When alternating current is rectified, it needs filter capacitors to smooth the output voltage. This requires capacitors with a sufficiently large capacitance, making aluminum electrolytic capacitors a good choice. However, one needs to consider the relationship between temperature and lifespan. In general, typical capacitors have a lifespan of around 1000 hours at lower ambient temperatures, and after this time frame, circuit specifications may no longer be met. In temperature-sensitive DC-DC PCB circuits, it’s advisable to opt for capacitors with longer lifespans, and typically, larger capacitors have longer lifespans.

Since DC-DC switch-mode converters obtain energy from the power source in pulse form, significant high-frequency currents flow through the filter capacitors. When the equivalent series resistance (ESR) of electrolytic capacitors is high, it results in considerable losses, leading to capacitor heating. Low-ESR electrolytic capacitors can significantly reduce the heating generated by ripple currents, especially at high frequencies.

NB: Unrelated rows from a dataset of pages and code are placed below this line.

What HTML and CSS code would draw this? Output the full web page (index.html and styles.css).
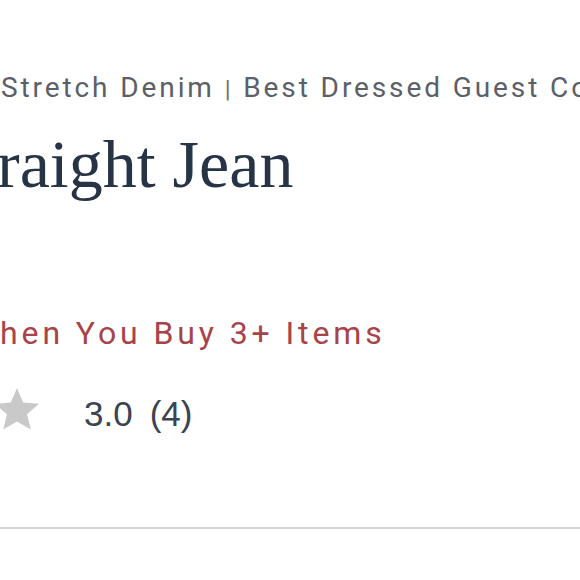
FILE: index.html
```html
<!DOCTYPE html>
<html>
<head>
<meta charset="utf-8">
<link rel="stylesheet" href="styles.css">
</head>
<body>
<main class="product">
  <p class="collection">Stretch Denim <span class="sep">|</span> Best Dressed Guest Collection</p>
  <h1 class="title"><span class="clip">St</span>raight Jean</h1>
  <p class="promo"><span class="clip">W</span>hen You Buy 3+ Items</p>
  <div class="rating">
    <div class="stars">
      <svg class="star" viewBox="0 0 24 24"><path d="M12 1.5l3.1 7.3 7.9.6-6 5.2 1.9 7.7L12 18.2l-6.9 4.1 1.9-7.7-6-5.2 7.9-.6z"/></svg>
    </div>
    <span class="score">3.0</span>
    <span class="count">(4)</span>
  </div>
  <hr class="divider">
</main>
</body>
</html>
```
FILE: styles.css
```css
html, body {
  margin: 0;
  padding: 0;
  background: #ffffff;
  overflow: hidden;
}
.product {
  width: 580px;
  height: 580px;
  overflow: hidden;
  padding-top: 70px;
  box-sizing: border-box;
}
.collection {
  margin: 0 0 0 1px;
  white-space: nowrap;
  font-family: Roboto, "Liberation Sans", sans-serif;
  font-size: 28px;
  line-height: 36px;
  letter-spacing: 2.9px;
  color: #5b6068;
}
.sep {
  font-size: 24px;
  color: #6b7078;
}
.title {
  margin: 17px 0 0 -3px;
  white-space: nowrap;
  font-family: "Liberation Serif", serif;
  font-weight: normal;
  font-size: 68px;
  line-height: 80px;
  color: #263446;
}
.clip {
  display: none;
}
.promo {
  margin: 109px 0 0 0;
  white-space: nowrap;
  font-family: Roboto, "Liberation Sans", sans-serif;
  font-size: 32px;
  line-height: 40px;
  letter-spacing: 3.9px;
  color: #a8434a;
}
.rating {
  display: flex;
  align-items: center;
  margin-top: 32px;
  height: 48px;
}
.stars {
  display: flex;
  margin-left: -7px;
  width: 48px;
}
.star {
  width: 48px;
  height: 48px;
  fill: #c9c9c9;
}
.score, .count {
  padding-top: 10px;
  font-family: "Liberation Sans", Arial, sans-serif;
  font-size: 35px;
  color: #3a4351;
}
.score {
  margin-left: 43px;
}
.count {
  margin-left: 17px;
}
.divider {
  margin: 94px 0 0 0;
  border: 0;
  height: 2px;
  background: #d4d4d4;
}
```
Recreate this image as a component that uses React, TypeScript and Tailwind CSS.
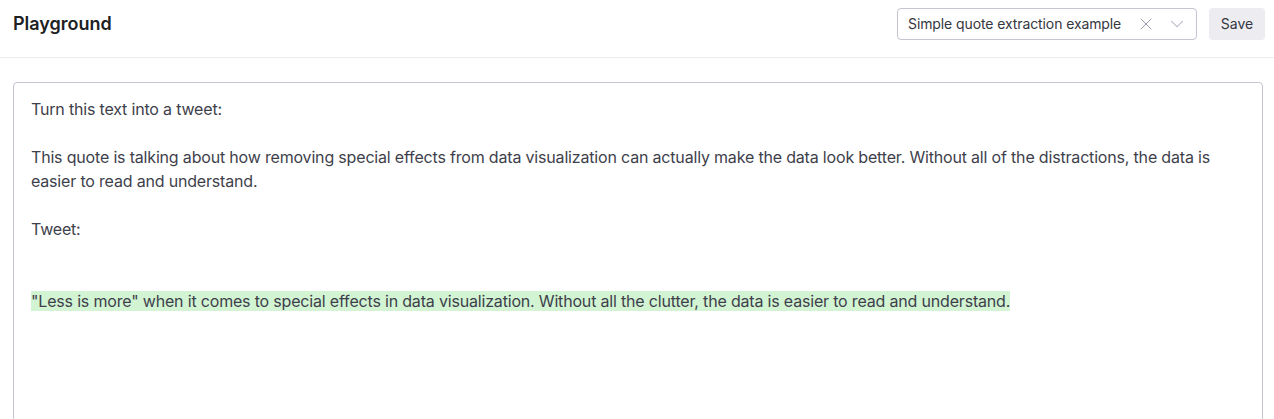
import { X, ChevronDown } from 'lucide-react';

const font = { fontFamily: 'Inter, "Noto Sans", sans-serif' };

export default function App() {
  return (
    <div className="w-[1274px] h-[419px] overflow-hidden bg-white text-[#353740]" style={font}>
      {/* Header */}
      <div className="h-[58px] flex items-center pl-[13px] border-b border-[#ececf1] overflow-hidden">
        <div className="flex-1 text-[18px] font-semibold text-[#202123] -mt-[11px]">Playground</div>
        <div className="flex items-center shrink-0 -mt-[10px] mr-[-40px]">
          <div className="w-[300px] h-[32px] flex items-center pl-[10px] pr-[8px] border border-[#c5c5d2] rounded-[4px] text-[14px] text-[#353740] tracking-[-0.1px]">
            <span className="flex-1">Simple quote extraction example</span>
            <X className="w-[20px] h-[20px] text-[#9a9aab] mr-[10px]" strokeWidth={1.2} />
            <ChevronDown className="w-[22px] h-[22px] text-[#acacbe]" strokeWidth={1.1} />
          </div>
          <button className="ml-[12px] w-[56px] h-[32px] rounded-[4px] bg-[#ececf1] text-[14px] text-[#353740]">
            Save
          </button>
          <div className="ml-[9px] w-[40px] h-[32px] border-l border-[#d9d9e3]" />
        </div>
      </div>

      {/* Editor */}
      <div className="pt-[24px] pl-[13px] pr-[11px]">
        <div className="h-[400px] border border-[#c5c5d2] rounded-[4px] pt-[14px] pl-[17px] pr-[20px] text-[16px] leading-[24px] tracking-[-0.18px] text-[#3e3f4b]">
          <p>Turn this text into a tweet:</p>
          <p className="h-[24px]" />
          <p>
            This quote is talking about how removing special effects from data visualization can actually make the data
            look better. Without all of the distractions, the data is easier to read and understand.
          </p>
          <p className="h-[24px]" />
          <p>Tweet:</p>
          <p className="h-[24px]" />
          <p className="h-[24px]" />
          <p>
            <span className="bg-[#d2f4d3]">
              "Less is more" when it comes to special effects in data visualization. Without all the clutter, the data is
              easier to read and understand.
            </span>
          </p>
        </div>
      </div>
    </div>
  );
}
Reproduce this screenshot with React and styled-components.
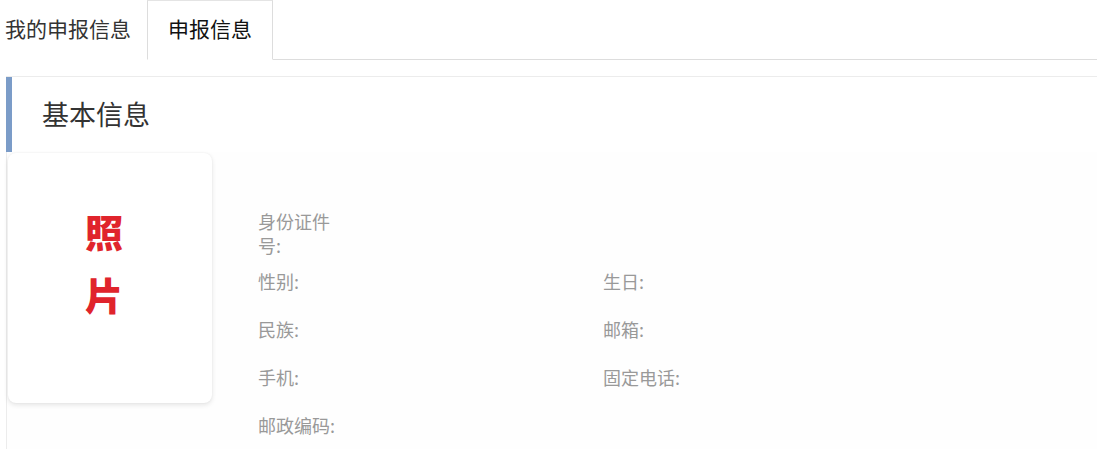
import React from 'react';
import styled, { createGlobalStyle } from 'styled-components';

const GlobalStyle = createGlobalStyle`
  html, body {
    margin: 0;
    padding: 0;
    background: #fff;
    font-family: "Noto Sans CJK SC", "Noto Sans", sans-serif;
  }
`;

const Page = styled.div`
  width: 1097px;
  height: 456px;
  overflow: hidden;
  background: #fff;
`;

const TabBar = styled.div`
  display: flex;
  align-items: flex-end;
  height: 60px;
  box-sizing: border-box;
  border-bottom: 1px solid #ddd;
`;

const Tab = styled.div`
  height: 60px;
  box-sizing: border-box;
  display: flex;
  align-items: center;
  padding: 0 ${p => (p.$active ? '20px' : '16px')} 4px ${p => (p.$active ? '20px' : '5px')};
  margin-bottom: -1px;
  font-size: 21px;
  color: ${p => (p.$active ? '#111' : '#333')};
  background: #fff;
  border: ${p => (p.$active ? '1px solid #ddd' : 'none')};
  border-bottom-color: #fff;
  border-top-color: #e4e4e4;
`;

const Panel = styled.section`
  margin: 16px 0 0 6px;
  border-top: 1px solid #ececec;
  border-left: 1px solid #ececec;
`;

const Heading = styled.h2`
  margin: 0 0 0 -1px;
  height: 75px;
  box-sizing: border-box;
  display: flex;
  align-items: center;
  padding: 0 0 2px 30px;
  border-left: 6px solid #7b9cc8;
  font-size: 27px;
  font-weight: normal;
  color: #333;
`;

const Body = styled.div`
  display: flex;
  gap: 46px;
  background: #fefefe;
`;

const PhotoCard = styled.div`
  flex: none;
  width: 204px;
  height: 250px;
  margin: 1px 0 0 1px;
  border-radius: 8px;
  background: #fff;
  box-shadow: 0 2px 5px rgba(0, 0, 0, 0.1), 0 0 2px rgba(0, 0, 0, 0.06);
  display: flex;
  justify-content: center;
  padding: 46px 12px 0 0;
  box-sizing: border-box;
`;

const PhotoText = styled.div`
  width: 1em;
  font-size: 38px;
  line-height: 63px;
  font-weight: 900;
  color: #e0242c;
  text-align: center;
`;

const InfoGrid = styled.div`
  padding-top: 57px;
  display: grid;
  grid-template-columns: 345px 345px;
  grid-auto-rows: 48px;
`;

const Field = styled.div`
  display: flex;
  align-items: center;
  grid-column: ${p => (p.$wide ? '1 / span 2' : 'auto')};
`;

const Label = styled.span`
  width: 80px;
  font-size: 18px;
  line-height: 24px;
  color: #999;
`;

const Value = styled.span`
  font-size: 18px;
  color: #333;
`;

const rows = [
  [{ label: '身份证件号:' }],
  [{ label: '性别:' }, { label: '生日:' }],
  [{ label: '民族:' }, { label: '邮箱:' }],
  [{ label: '手机:' }, { label: '固定电话:' }],
  [{ label: '邮政编码:' }],
];

export default function App() {
  return (
    <Page>
      <GlobalStyle />
      <TabBar>
        <Tab>我的申报信息</Tab>
        <Tab $active>申报信息</Tab>
      </TabBar>
      <Panel>
        <Heading>基本信息</Heading>
        <Body>
          <PhotoCard>
            <PhotoText>照片</PhotoText>
          </PhotoCard>
          <InfoGrid>
            {rows.map((row, i) =>
              row.map((f, j) => (
                <Field key={`${i}-${j}`} $wide={row.length === 1}>
                  <Label>{f.label}</Label>
                  <Value>{f.value}</Value>
                </Field>
              ))
            )}
          </InfoGrid>
        </Body>
      </Panel>
    </Page>
  );
}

Electrolytic capacitors used for rectifying the output of switch-mode power supplies need to have low impedance in the 300kHz to 500kHz frequency range. At this point, the ESR of electrolytic capacitors is low and effectively filters out high-frequency ripple and voltage spikes in switch-mode power supplies. Ordinary electrolytic capacitors start to exhibit rising impedance beyond 100kHz, making them less effective for filtering in switch-mode power supply applications. Therefore, high-frequency electrolytic capacitors excel in such cases.

Since aluminum electrolytic capacitors don’t perform well in the high-frequency range, they need to be combined with ceramic or film capacitors with good high-frequency characteristics.